- **Given information**:

----------------------------------------

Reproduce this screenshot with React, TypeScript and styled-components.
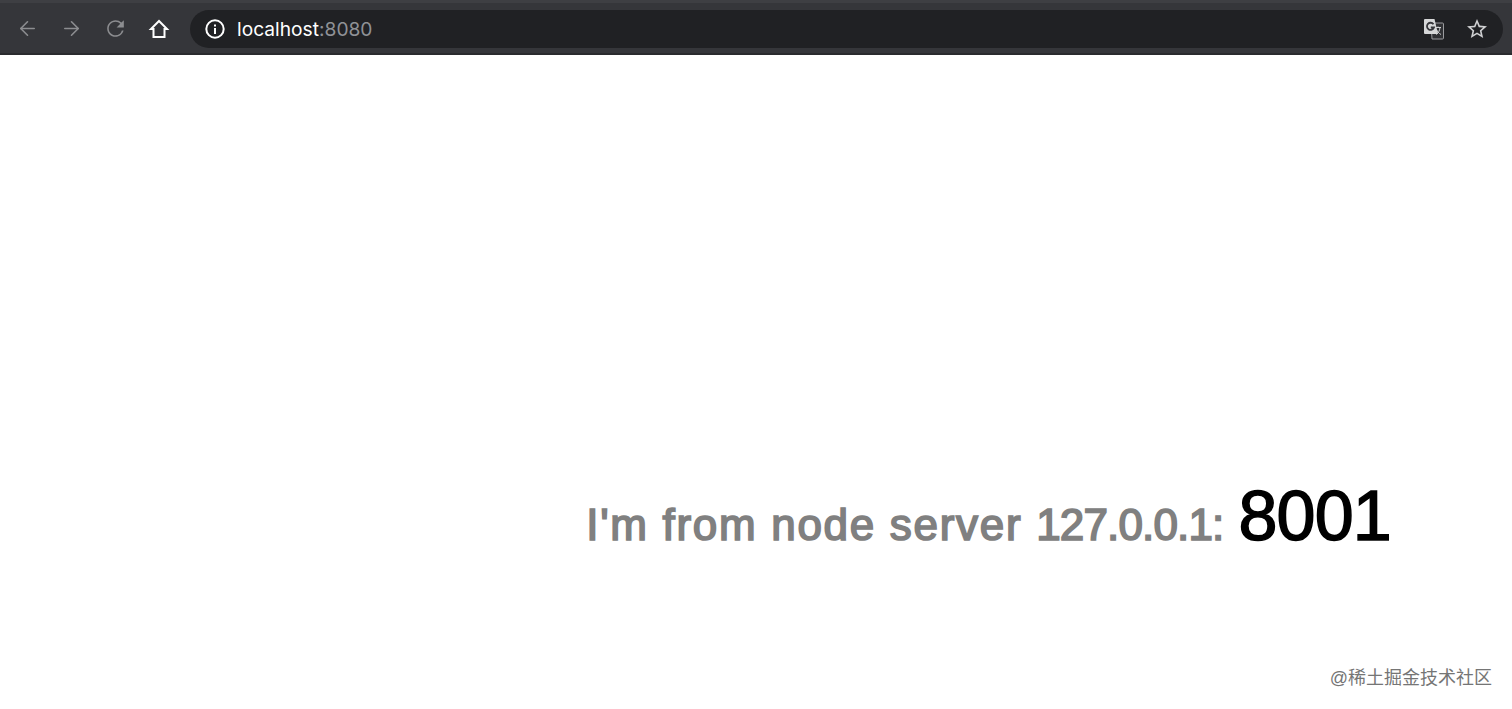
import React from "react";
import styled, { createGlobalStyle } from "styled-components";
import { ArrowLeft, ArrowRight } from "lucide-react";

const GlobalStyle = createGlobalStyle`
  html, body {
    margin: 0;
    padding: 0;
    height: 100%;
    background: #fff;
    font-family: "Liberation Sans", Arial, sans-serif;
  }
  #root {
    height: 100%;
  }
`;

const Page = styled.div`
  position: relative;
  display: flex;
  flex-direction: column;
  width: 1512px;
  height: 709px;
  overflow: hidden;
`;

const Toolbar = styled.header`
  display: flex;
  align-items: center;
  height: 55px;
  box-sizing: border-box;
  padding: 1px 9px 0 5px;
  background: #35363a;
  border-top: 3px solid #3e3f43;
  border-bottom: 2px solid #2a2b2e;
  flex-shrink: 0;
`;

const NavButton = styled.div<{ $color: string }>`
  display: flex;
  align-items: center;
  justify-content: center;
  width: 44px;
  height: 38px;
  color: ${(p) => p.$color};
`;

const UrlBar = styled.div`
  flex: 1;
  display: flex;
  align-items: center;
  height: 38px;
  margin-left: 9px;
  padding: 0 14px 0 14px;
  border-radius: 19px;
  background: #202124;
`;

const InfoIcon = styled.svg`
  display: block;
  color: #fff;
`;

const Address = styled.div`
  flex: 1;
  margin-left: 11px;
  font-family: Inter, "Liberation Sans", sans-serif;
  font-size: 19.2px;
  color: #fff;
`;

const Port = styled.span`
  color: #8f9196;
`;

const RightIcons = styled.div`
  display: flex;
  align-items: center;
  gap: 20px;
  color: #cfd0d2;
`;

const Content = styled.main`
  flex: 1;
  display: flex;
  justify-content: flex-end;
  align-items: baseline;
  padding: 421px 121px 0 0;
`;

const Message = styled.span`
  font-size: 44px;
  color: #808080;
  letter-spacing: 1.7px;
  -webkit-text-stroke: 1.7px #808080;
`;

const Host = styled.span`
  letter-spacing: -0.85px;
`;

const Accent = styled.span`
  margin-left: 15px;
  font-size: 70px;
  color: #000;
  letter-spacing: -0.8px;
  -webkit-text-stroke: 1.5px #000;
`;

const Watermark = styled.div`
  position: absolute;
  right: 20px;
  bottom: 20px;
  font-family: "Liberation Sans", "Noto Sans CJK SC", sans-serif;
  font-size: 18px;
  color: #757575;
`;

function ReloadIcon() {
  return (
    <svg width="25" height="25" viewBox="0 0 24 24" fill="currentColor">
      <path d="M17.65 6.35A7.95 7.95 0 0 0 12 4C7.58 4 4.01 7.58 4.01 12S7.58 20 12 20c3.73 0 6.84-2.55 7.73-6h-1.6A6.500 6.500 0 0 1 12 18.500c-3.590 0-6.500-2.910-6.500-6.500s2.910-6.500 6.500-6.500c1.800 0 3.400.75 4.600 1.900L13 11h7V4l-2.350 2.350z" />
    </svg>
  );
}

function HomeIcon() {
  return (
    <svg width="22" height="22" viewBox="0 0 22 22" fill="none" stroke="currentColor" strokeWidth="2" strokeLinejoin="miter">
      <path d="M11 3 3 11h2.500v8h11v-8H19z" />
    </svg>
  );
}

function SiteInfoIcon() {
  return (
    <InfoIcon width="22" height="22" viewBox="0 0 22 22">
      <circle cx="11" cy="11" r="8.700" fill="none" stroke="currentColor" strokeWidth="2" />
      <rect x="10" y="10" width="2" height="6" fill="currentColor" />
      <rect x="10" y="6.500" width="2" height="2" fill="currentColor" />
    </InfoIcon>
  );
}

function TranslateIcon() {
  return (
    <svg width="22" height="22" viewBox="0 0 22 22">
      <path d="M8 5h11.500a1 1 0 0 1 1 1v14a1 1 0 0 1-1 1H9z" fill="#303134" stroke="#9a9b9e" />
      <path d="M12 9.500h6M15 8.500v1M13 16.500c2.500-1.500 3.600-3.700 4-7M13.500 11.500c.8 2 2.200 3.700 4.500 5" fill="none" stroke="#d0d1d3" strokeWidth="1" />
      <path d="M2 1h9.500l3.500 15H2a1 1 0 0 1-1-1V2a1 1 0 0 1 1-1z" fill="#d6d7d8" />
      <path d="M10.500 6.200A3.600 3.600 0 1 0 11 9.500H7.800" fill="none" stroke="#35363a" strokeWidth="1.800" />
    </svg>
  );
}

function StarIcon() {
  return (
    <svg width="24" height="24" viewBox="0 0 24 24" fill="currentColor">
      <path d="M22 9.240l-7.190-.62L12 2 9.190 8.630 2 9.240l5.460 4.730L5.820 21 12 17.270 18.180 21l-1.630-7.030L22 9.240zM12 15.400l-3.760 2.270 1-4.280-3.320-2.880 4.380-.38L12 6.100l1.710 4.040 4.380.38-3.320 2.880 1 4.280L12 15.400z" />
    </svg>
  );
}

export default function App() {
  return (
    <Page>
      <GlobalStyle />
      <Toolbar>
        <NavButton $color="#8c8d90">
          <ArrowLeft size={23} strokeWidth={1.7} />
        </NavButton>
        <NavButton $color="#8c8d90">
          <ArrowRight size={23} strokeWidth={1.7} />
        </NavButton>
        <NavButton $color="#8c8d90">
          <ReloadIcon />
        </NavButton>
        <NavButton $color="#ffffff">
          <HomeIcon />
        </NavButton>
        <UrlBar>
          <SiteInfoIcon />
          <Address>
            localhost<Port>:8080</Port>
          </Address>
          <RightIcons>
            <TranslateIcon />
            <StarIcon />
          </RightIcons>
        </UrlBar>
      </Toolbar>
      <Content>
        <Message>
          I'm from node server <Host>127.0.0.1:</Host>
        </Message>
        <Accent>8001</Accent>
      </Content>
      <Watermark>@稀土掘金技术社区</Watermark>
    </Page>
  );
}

----------------------------------------

- **Aim**: Leave out the pictures and give the listing above again exactly.

- **Exercise result**:
Reproduce this screenshot with React, TypeScript and styled-components.
import React from "react";
import styled, { createGlobalStyle } from "styled-components";
import { ArrowLeft, ArrowRight } from "lucide-react";

const GlobalStyle = createGlobalStyle`
  html, body {
    margin: 0;
    padding: 0;
    height: 100%;
    background: #fff;
    font-family: "Liberation Sans", Arial, sans-serif;
  }
  #root {
    height: 100%;
  }
`;

const Page = styled.div`
  position: relative;
  display: flex;
  flex-direction: column;
  width: 1512px;
  height: 709px;
  overflow: hidden;
`;

const Toolbar = styled.header`
  display: flex;
  align-items: center;
  height: 55px;
  box-sizing: border-box;
  padding: 1px 9px 0 5px;
  background: #35363a;
  border-top: 3px solid #3e3f43;
  border-bottom: 2px solid #2a2b2e;
  flex-shrink: 0;
`;

const NavButton = styled.div<{ $color: string }>`
  display: flex;
  align-items: center;
  justify-content: center;
  width: 44px;
  height: 38px;
  color: ${(p) => p.$color};
`;

const UrlBar = styled.div`
  flex: 1;
  display: flex;
  align-items: center;
  height: 38px;
  margin-left: 9px;
  padding: 0 14px 0 14px;
  border-radius: 19px;
  background: #202124;
`;

const InfoIcon = styled.svg`
  display: block;
  color: #fff;
`;

const Address = styled.div`
  flex: 1;
  margin-left: 11px;
  font-family: Inter, "Liberation Sans", sans-serif;
  font-size: 19.2px;
  color: #fff;
`;

const Port = styled.span`
  color: #8f9196;
`;

const RightIcons = styled.div`
  display: flex;
  align-items: center;
  gap: 20px;
  color: #cfd0d2;
`;

const Content = styled.main`
  flex: 1;
  display: flex;
  justify-content: flex-end;
  align-items: baseline;
  padding: 421px 121px 0 0;
`;

const Message = styled.span`
  font-size: 44px;
  color: #808080;
  letter-spacing: 1.7px;
  -webkit-text-stroke: 1.7px #808080;
`;

const Host = styled.span`
  letter-spacing: -0.85px;
`;

const Accent = styled.span`
  margin-left: 15px;
  font-size: 70px;
  color: #000;
  letter-spacing: -0.8px;
  -webkit-text-stroke: 1.5px #000;
`;

const Watermark = styled.div`
  position: absolute;
  right: 20px;
  bottom: 20px;
  font-family: "Liberation Sans", "Noto Sans CJK SC", sans-serif;
  font-size: 18px;
  color: #757575;
`;

function ReloadIcon() {
  return (
    <svg width="25" height="25" viewBox="0 0 24 24" fill="currentColor">
      <path d="M17.65 6.35A7.95 7.95 0 0 0 12 4C7.58 4 4.01 7.58 4.01 12S7.58 20 12 20c3.73 0 6.84-2.55 7.73-6h-1.6A6.500 6.500 0 0 1 12 18.500c-3.590 0-6.500-2.910-6.500-6.500s2.910-6.500 6.500-6.500c1.800 0 3.400.75 4.600 1.900L13 11h7V4l-2.350 2.350z" />
    </svg>
  );
}

function HomeIcon() {
  return (
    <svg width="22" height="22" viewBox="0 0 22 22" fill="none" stroke="currentColor" strokeWidth="2" strokeLinejoin="miter">
      <path d="M11 3 3 11h2.500v8h11v-8H19z" />
    </svg>
  );
}

function SiteInfoIcon() {
  return (
    <InfoIcon width="22" height="22" viewBox="0 0 22 22">
      <circle cx="11" cy="11" r="8.700" fill="none" stroke="currentColor" strokeWidth="2" />
      <rect x="10" y="10" width="2" height="6" fill="currentColor" />
      <rect x="10" y="6.500" width="2" height="2" fill="currentColor" />
    </InfoIcon>
  );
}

function TranslateIcon() {
  return (
    <svg width="22" height="22" viewBox="0 0 22 22">
      <path d="M8 5h11.500a1 1 0 0 1 1 1v14a1 1 0 0 1-1 1H9z" fill="#303134" stroke="#9a9b9e" />
      <path d="M12 9.500h6M15 8.500v1M13 16.500c2.500-1.500 3.600-3.700 4-7M13.500 11.500c.8 2 2.200 3.700 4.500 5" fill="none" stroke="#d0d1d3" strokeWidth="1" />
      <path d="M2 1h9.500l3.500 15H2a1 1 0 0 1-1-1V2a1 1 0 0 1 1-1z" fill="#d6d7d8" />
      <path d="M10.500 6.200A3.600 3.600 0 1 0 11 9.500H7.800" fill="none" stroke="#35363a" strokeWidth="1.800" />
    </svg>
  );
}

function StarIcon() {
  return (
    <svg width="24" height="24" viewBox="0 0 24 24" fill="currentColor">
      <path d="M22 9.240l-7.190-.62L12 2 9.190 8.630 2 9.240l5.460 4.730L5.820 21 12 17.270 18.180 21l-1.630-7.030L22 9.240zM12 15.400l-3.760 2.270 1-4.280-3.320-2.880 4.380-.38L12 6.100l1.710 4.040 4.380.38-3.320 2.880 1 4.280L12 15.400z" />
    </svg>
  );
}

export default function App() {
  return (
    <Page>
      <GlobalStyle />
      <Toolbar>
        <NavButton $color="#8c8d90">
          <ArrowLeft size={23} strokeWidth={1.7} />
        </NavButton>
        <NavButton $color="#8c8d90">
          <ArrowRight size={23} strokeWidth={1.7} />
        </NavButton>
        <NavButton $color="#8c8d90">
          <ReloadIcon />
        </NavButton>
        <NavButton $color="#ffffff">
          <HomeIcon />
        </NavButton>
        <UrlBar>
          <SiteInfoIcon />
          <Address>
            localhost<Port>:8080</Port>
          </Address>
          <RightIcons>
            <TranslateIcon />
            <StarIcon />
          </RightIcons>
        </UrlBar>
      </Toolbar>
      <Content>
        <Message>
          I'm from node server <Host>127.0.0.1:</Host>
        </Message>
        <Accent>8001</Accent>
      </Content>
      <Watermark>@稀土掘金技术社区</Watermark>
    </Page>
  );
}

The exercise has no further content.